Labores profesionales me impidieron ver el pasado viernes la entrega de los Premios Jerez que nuestro Ayuntamiento otorga a aquellas personas e instituciones que destacan de manera especial en sus actividades o esfuerzos por nuestra ciudad. Y ciertamente me hubiera gustado ver la ceremonia –imagino y deseo que la televisión municipal lo repita algún día– sobre todo por el mágico momento que representaría la entrega del galardón a la familia Pacheco, propietarios y regentes de, probablemente, uno de los bares más cosmopolita de cuantos pueblan la faz de la tierra.
Hay algo de egoísta en ese deseo, quizás por lo que supone de reencuentro imaginario con el pasado compartido con mi padre, en unos extraordinarios y singulares desayunos amenizados con la voz rotunda, grave y lírica del padre de Atilano, Ildefonso (Alfonso para los menos avezados) y Fernando. Don Fernando Pacheco Toro, como mi padre, vecino de la collación de San Pedro (barrio señorial y castizo que siempre que podían sacaban a relucir en sus peroraciones matutinas) lanzó aquel modesto negocio a la constelación de los lugares emblemáticos de la ciudad, y a quienes sus hijos hacen honor día tras día.

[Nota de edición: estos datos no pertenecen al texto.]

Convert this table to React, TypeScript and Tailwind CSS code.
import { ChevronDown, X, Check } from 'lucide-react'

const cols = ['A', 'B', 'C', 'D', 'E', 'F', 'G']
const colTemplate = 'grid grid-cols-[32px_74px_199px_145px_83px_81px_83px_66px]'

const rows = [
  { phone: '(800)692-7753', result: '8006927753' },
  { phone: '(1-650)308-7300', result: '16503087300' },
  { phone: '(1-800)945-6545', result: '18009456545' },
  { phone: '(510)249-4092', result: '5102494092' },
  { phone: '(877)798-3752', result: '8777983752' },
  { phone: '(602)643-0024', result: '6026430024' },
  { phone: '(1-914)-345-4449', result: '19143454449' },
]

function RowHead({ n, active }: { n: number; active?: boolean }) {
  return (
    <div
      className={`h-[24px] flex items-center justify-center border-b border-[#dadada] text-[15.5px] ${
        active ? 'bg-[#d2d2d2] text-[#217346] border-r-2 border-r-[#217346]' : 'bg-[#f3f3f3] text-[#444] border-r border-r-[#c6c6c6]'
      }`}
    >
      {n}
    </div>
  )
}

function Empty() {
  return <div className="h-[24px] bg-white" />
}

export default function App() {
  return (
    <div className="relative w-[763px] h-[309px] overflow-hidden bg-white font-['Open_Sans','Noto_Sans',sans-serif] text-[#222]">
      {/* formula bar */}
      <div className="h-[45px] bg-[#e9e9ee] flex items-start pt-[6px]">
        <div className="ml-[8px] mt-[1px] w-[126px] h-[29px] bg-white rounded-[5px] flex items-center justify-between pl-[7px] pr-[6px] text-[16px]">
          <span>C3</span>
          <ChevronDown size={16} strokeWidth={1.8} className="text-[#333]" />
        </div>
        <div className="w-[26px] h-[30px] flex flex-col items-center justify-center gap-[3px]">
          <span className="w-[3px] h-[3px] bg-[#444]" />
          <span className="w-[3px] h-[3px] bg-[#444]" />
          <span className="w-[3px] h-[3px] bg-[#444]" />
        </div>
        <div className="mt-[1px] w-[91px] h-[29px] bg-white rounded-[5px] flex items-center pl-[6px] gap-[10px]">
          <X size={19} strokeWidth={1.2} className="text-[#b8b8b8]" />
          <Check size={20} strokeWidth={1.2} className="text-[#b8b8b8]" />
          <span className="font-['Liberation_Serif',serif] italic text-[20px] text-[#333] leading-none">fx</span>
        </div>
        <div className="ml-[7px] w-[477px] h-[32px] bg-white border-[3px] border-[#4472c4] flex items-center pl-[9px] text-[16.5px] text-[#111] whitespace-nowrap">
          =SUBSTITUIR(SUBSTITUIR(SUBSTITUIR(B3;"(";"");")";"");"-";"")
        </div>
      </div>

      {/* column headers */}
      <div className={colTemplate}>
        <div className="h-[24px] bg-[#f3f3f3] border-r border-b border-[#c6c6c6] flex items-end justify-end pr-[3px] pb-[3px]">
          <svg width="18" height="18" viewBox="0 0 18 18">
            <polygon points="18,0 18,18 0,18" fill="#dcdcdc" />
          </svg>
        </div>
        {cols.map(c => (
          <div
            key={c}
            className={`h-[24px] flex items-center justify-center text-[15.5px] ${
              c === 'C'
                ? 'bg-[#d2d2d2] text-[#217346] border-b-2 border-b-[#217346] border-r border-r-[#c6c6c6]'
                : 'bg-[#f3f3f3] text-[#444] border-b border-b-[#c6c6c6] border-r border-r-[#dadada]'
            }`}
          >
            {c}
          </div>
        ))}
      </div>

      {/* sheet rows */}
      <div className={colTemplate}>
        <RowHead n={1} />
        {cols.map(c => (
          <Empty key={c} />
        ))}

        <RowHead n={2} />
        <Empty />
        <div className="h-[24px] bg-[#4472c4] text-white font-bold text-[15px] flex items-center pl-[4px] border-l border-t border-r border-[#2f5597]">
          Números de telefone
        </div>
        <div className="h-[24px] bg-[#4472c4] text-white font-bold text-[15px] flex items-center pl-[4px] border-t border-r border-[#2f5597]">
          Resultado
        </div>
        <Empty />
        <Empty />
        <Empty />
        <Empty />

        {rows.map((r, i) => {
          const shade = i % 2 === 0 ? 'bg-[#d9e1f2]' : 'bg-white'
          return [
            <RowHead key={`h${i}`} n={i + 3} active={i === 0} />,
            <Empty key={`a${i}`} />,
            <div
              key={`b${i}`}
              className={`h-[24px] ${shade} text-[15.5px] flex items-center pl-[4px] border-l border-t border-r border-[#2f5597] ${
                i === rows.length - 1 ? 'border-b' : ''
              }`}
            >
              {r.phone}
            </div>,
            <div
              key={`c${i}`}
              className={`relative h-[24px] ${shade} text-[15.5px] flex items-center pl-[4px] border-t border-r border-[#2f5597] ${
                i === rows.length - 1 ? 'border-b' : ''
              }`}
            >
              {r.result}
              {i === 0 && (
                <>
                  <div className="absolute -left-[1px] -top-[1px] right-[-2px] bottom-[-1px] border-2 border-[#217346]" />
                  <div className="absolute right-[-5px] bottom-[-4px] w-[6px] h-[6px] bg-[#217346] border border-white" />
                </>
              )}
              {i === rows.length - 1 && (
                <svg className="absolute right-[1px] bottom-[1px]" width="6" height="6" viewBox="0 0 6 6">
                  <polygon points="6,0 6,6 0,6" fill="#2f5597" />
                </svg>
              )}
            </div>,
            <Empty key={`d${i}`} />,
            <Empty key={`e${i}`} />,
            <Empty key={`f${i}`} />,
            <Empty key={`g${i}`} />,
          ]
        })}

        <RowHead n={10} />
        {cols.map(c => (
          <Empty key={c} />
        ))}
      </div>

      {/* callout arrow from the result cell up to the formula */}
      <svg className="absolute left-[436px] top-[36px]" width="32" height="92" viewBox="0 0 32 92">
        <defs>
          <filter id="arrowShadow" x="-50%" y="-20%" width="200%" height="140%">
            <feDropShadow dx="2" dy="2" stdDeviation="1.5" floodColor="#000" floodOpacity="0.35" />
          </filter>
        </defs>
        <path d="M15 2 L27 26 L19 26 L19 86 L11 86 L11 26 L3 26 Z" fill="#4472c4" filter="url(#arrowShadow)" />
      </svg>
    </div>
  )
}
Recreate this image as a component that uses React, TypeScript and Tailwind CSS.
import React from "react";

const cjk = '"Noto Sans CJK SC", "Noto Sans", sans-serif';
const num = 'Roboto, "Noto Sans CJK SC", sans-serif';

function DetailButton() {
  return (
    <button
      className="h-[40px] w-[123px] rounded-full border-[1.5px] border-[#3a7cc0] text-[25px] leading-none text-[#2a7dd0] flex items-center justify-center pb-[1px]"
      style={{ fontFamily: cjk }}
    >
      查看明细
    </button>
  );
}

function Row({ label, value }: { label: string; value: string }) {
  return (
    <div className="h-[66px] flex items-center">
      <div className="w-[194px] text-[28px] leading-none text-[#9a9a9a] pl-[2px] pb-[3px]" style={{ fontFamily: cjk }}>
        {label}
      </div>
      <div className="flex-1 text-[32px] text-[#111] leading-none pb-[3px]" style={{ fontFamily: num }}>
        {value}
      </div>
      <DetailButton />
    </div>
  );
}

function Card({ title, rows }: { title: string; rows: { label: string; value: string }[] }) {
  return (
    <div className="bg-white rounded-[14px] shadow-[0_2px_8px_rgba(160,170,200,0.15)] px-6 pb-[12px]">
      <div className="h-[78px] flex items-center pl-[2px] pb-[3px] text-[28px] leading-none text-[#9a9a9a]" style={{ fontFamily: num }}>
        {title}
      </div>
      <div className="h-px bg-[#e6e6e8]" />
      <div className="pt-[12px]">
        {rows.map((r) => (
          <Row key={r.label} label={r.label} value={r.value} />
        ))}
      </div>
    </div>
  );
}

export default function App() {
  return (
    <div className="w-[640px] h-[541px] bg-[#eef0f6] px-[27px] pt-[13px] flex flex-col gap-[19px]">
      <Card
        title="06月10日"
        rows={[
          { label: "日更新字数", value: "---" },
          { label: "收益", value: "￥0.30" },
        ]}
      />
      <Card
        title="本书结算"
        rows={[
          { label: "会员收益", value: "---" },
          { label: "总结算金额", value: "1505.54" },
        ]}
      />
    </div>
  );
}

Y aquélla herencia material –no exenta de dificultades personales y maratonianas jornadas de trabajo–, venía acompañada de un legado inmaterial que terminó por cuajar en esencia viva del negocio: su exquisito y cortés trato, ejemplificado por el cariño a la ama de casa y a nuestros mayores, al bancario encorbatado, al señorito de pan pringao tan de nuestra tierra, al estudiante con lo justo para tomarse una caña, y como no, a los bernabé, los predilectos de los hermanos Pacheco en su particular galería de personajes, que en una suerte de bienaventuranza moderna musitan al verlos llegar: “Bienaventurados los Bernabés que nos visitan, porque de ellos será esta casa…siempre que no den mucho la lata, claro”.

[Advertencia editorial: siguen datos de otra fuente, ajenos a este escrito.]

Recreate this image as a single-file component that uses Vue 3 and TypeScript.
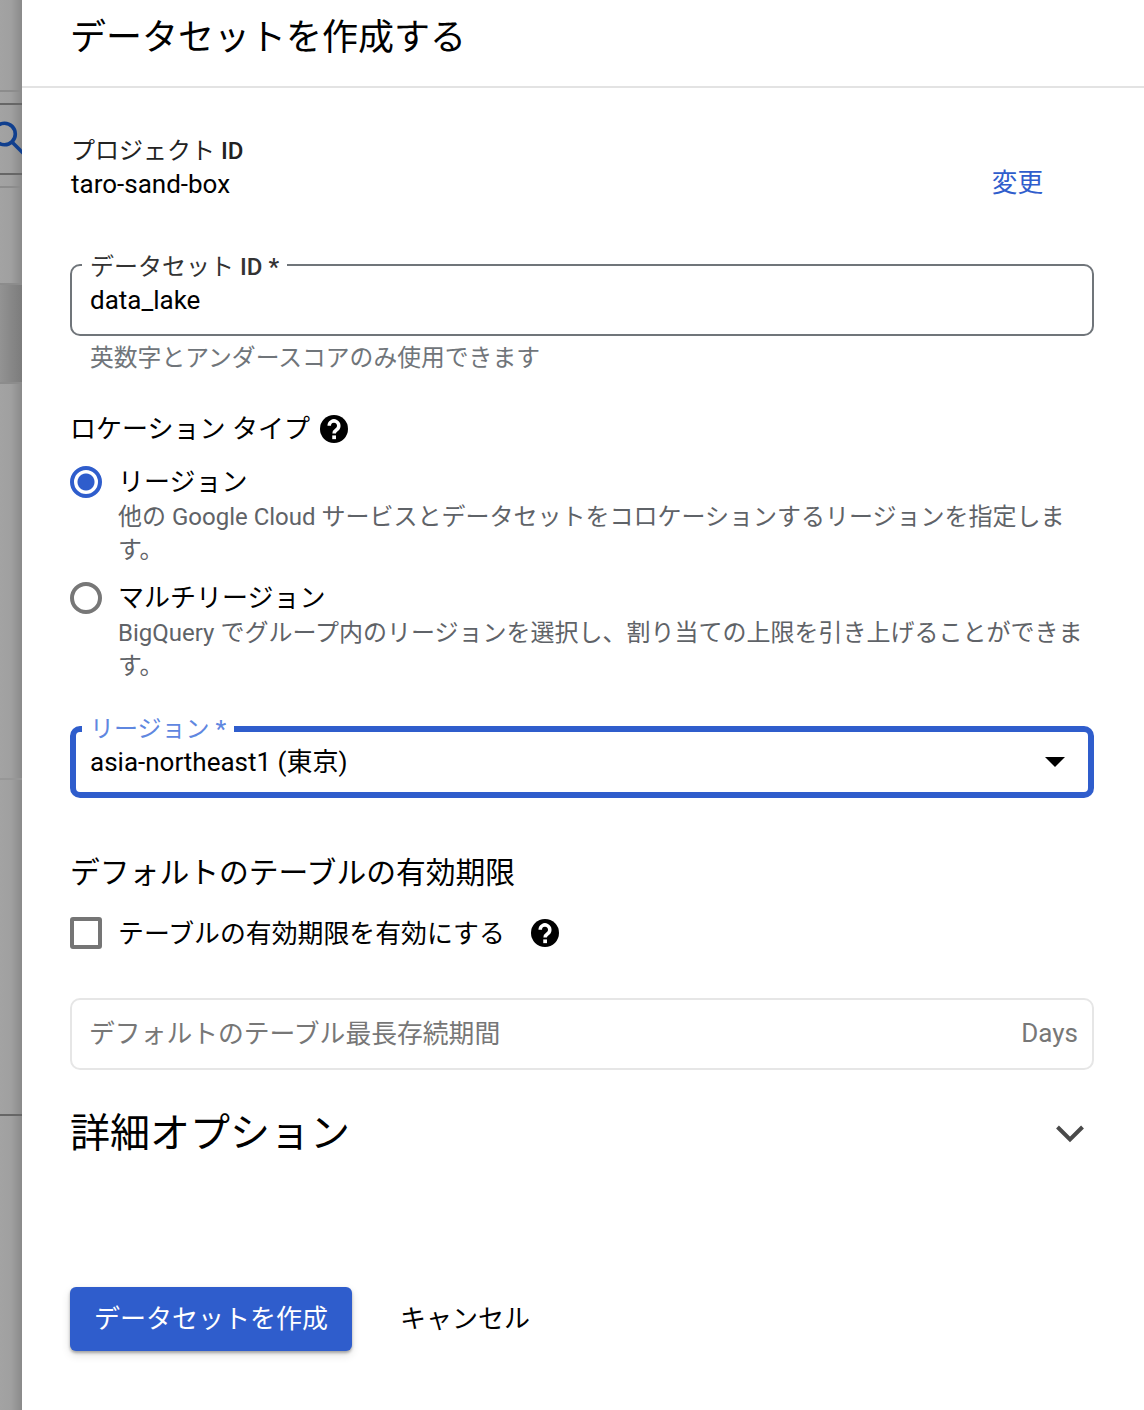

En estos días en que se habla mucho de inteligencia emocional, estoy convencido que los hermanos Pacheco –acaso porque lo traigan en la sangre– completaron el doctorado cum laude; son protéicos, camaleónicos, versátiles y lo demuestran en su respeto por las ideas y creencias de sus clientes; a su forma de vestir (hippies, modernos, pijos, rockeros, punkis); a la música (allí tienen cabida como conversación y como discusión desde la ópera hasta el rock, pasando por el flamenco o por el funky). En definitiva, desde las siete de la mañana hasta pasada la medianoche, un lugar de encuentro y un inigualable sitio donde tomar el pulso a Jerez.
Cobijado por las centenarias murallas de la ciudad, con la Torre de Poniente como testigo, puede uno rememorar el tiempo de nuestros ancestros, reencontrarse con viejos amigos o sondear las nuevas corrientes artísticas de nuestra ciudad, en lo musical, en lo literario o en lo artístico.

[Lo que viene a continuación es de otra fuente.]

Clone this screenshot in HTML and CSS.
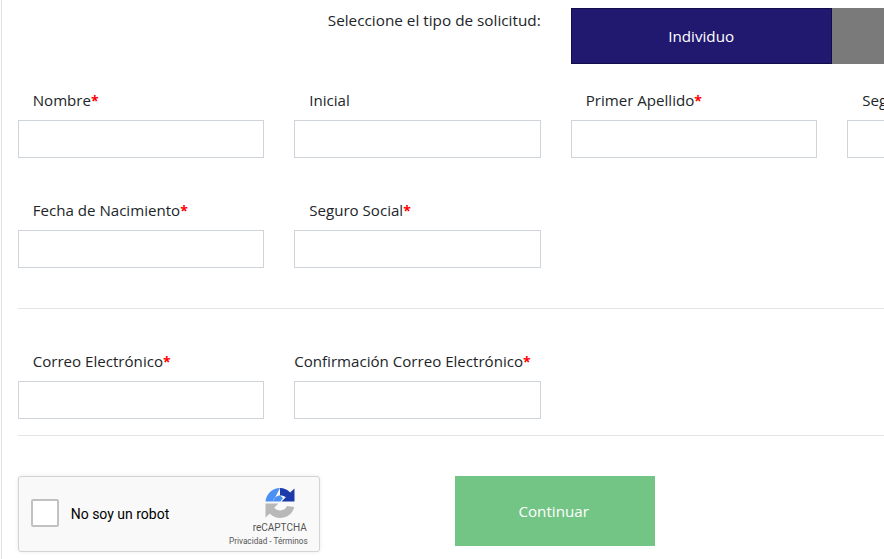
FILE: index.html
```html
<!DOCTYPE html>
<html lang="es">
<head>
  <meta charset="UTF-8" />
  <meta name="viewport" content="width=device-width, initial-scale=1.0"/>
  <title>Solicitud</title>
  <link rel="stylesheet" href="styles.css">
</head>
<body>
  <div class="form-container">
    <div class="type-row">
      <span class="type-label">Seleccione el tipo de solicitud:</span>
      <div class="type-buttons">
        <button class="type-btn active">Individuo</button>
        <button class="type-btn"></button>
      </div>
    </div>

    <div class="field-row first">
      <div class="field">
        <label>Nombre<span class="req">*</span></label>
        <input type="text">
      </div>
      <div class="field">
        <label>Inicial</label>
        <input type="text">
      </div>
      <div class="field">
        <label>Primer Apellido<span class="req">*</span></label>
        <input type="text">
      </div>
      <div class="field">
        <label>Segundo Apellido</label>
        <input type="text">
      </div>
    </div>

    <div class="field-row second">
      <div class="field">
        <label>Fecha de Nacimiento<span class="req">*</span></label>
        <input type="text">
      </div>
      <div class="field">
        <label>Seguro Social<span class="req">*</span></label>
        <input type="text">
      </div>
    </div>

    <hr class="divider">

    <div class="field-row third">
      <div class="field">
        <label>Correo Electrónico<span class="req">*</span></label>
        <input type="text">
      </div>
      <div class="field">
        <label class="flush">Confirmación Correo Electrónico<span class="req">*</span></label>
        <input type="text">
      </div>
    </div>

    <hr class="divider bottom">

    <div class="submit-row">
      <div class="captcha">
        <span class="captcha-check"></span>
        <span class="captcha-text">No soy un robot</span>
        <div class="captcha-brand">
          <svg class="captcha-logo" width="30" height="30" viewBox="0 0 30 30">
            <path fill="#1c3aa9" d="M15 0c4 0 7.600 1.700 10.100 4.500L29.500 .5V13.500H16.500l4.300-4.300C19.500 8.200 17.500 7.500 15 7.500z"/>
            <path fill="#4a90f5" d="M15 0C7.500 0 1.500 5.500 .5 13.500H8c.8-3.500 3.600-6 7-6l3 2.400-2.500 3.600H8z"/>
            <path fill="#b8b8b8" d="M.5 15.500H13.500l-4.300 4.200c1.300 1.700 3.400 2.800 5.800 2.800 3.300 0 5.900-1.900 7-4.500l7.300 1C27.500 25.800 21.800 30 15 30 11 30 7.400 28.300 4.900 25.500L.5 29.500z"/>
          </svg>
          <span class="captcha-name">reCAPTCHA</span>
          <span class="captcha-links">Privacidad - Términos</span>
        </div>
      </div>
      <button class="continue-btn">Continuar</button>
    </div>
  </div>
</body>
</html>
```

FILE: styles.css
```css
html, body {
  margin: 0;
  height: 100%;
  overflow: hidden;
  background-color: #ffffff;
}

body {
  font-family: "Open Sans", "Noto Sans", sans-serif;
  font-size: 15.1px;
  color: #212529;
}

.form-container {
  width: 1200px;
  height: 559px;
  box-sizing: border-box;
  margin-left: 1px;
  padding: 8px 0 0 15.7px;
  border-left: 1px solid #e0e0e0;
}

.type-row {
  display: flex;
  height: 56px;
}

.type-label {
  width: 523px;
  padding-top: 2px;
  text-align: right;
  line-height: 20px;
  font-size: 15.3px;
}

.type-buttons {
  display: flex;
  margin-left: 30px;
}

.type-btn {
  width: 261px;
  height: 56px;
  border: none;
  background-color: #7a7a7a;
  color: #ffffff;
  font-family: inherit;
  font-size: 15.2px;
  padding: 0;
}

.type-btn.active {
  background-color: #21186f;
  border: 1px solid #120d4a;
}

.field-row {
  display: grid;
  grid-template-columns: repeat(4, 246.5px);
  column-gap: 30px;
}

.field-row.first {
  margin-top: 26px;
}

.field-row.second {
  margin-top: 42px;
}

.field-row.third {
  margin-top: 42px;
}

.field label {
  display: block;
  height: 20px;
  line-height: 20px;
  margin-bottom: 10px;
  padding-left: 15px;
}

.field label.flush {
  padding-left: 0;
}

.req {
  color: #ff0000;
  font-weight: bold;
  font-size: 14px;
}

.field input {
  display: block;
  width: 100%;
  height: 38px;
  box-sizing: border-box;
  border: 1px solid #ced4da;
  background-color: #ffffff;
  padding: 6px 12px;
}

.divider {
  width: 866px;
  margin: 40px 0 0;
  border: none;
  border-top: 1px solid #e3e3e3;
}

.divider.bottom {
  margin-top: 16px;
}

.submit-row {
  display: flex;
  align-items: flex-start;
  margin-top: 40px;
}

.captcha {
  width: 302.5px;
  height: 76px;
  box-sizing: border-box;
  display: flex;
  align-items: center;
  padding: 0 11.5px 0 12px;
  background-color: #f9f9f9;
  border: 1px solid #d3d3d3;
  border-radius: 3px;
  box-shadow: 0 0 4px rgba(0, 0, 0, 0.08);
  font-family: Roboto, "Liberation Sans", sans-serif;
  color: #000000;
}

.captcha-check {
  width: 24px;
  height: 24px;
  margin-bottom: 2px;
  background-color: #ffffff;
  border: 2px solid #c1c1c1;
  border-radius: 2px;
}

.captcha-text {
  margin-left: 12px;
  font-size: 14px;
}

.captcha-brand {
  display: flex;
  flex-direction: column;
  align-items: flex-end;
  align-self: flex-start;
  margin-left: auto;
  padding-top: 11px;
  color: #555555;
}

.captcha-logo {
  margin-bottom: 4px;
  margin-right: 13px;
}

.captcha-name {
  font-size: 10px;
  line-height: 12px;
  margin-right: 1px;
}

.captcha-links {
  font-size: 8.2px;
  line-height: 10px;
  margin-top: 2px;
}

.continue-btn {
  width: 200px;
  height: 70px;
  margin-left: 134.5px;
  border: none;
  background-color: #72c585;
  color: #ffffff;
  font-family: inherit;
  font-size: 15.2px;
  font-weight: 500;
  padding: 0 2px 0 0;
}
```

Me alegro enormemente de este premio a los hermanos Pacheco, y en definitiva como justo reconocimiento al esfuerzo de sus padres. Dichosas las ramas que al tronco salen. Ellos consiguieron educar a sus hijos en conceptos como el trabajo, el sacrificio, el tesón, la lealtad, el respeto y la comprensión; valores que, a pesar de lo sacrificado de su trabajo, les han permitido granjearse el cariño de muchas generaciones de jerezanos que han terminado por convertir su negocio y su modo de vida en un lugar de encuentro y ejemplo de convivencia ciudadana, donde siempre será más importante la persona que sus ideas. Un humanismo sincero e inteligente que bien nos vendría exportar a otros sitios de nuestra ciudad. Alzo mi copa de Jerez, por vosotros y los vuestros. Y mil gracias por vuestra extraordinaria aportación a nuestra ciudad y sus gentes.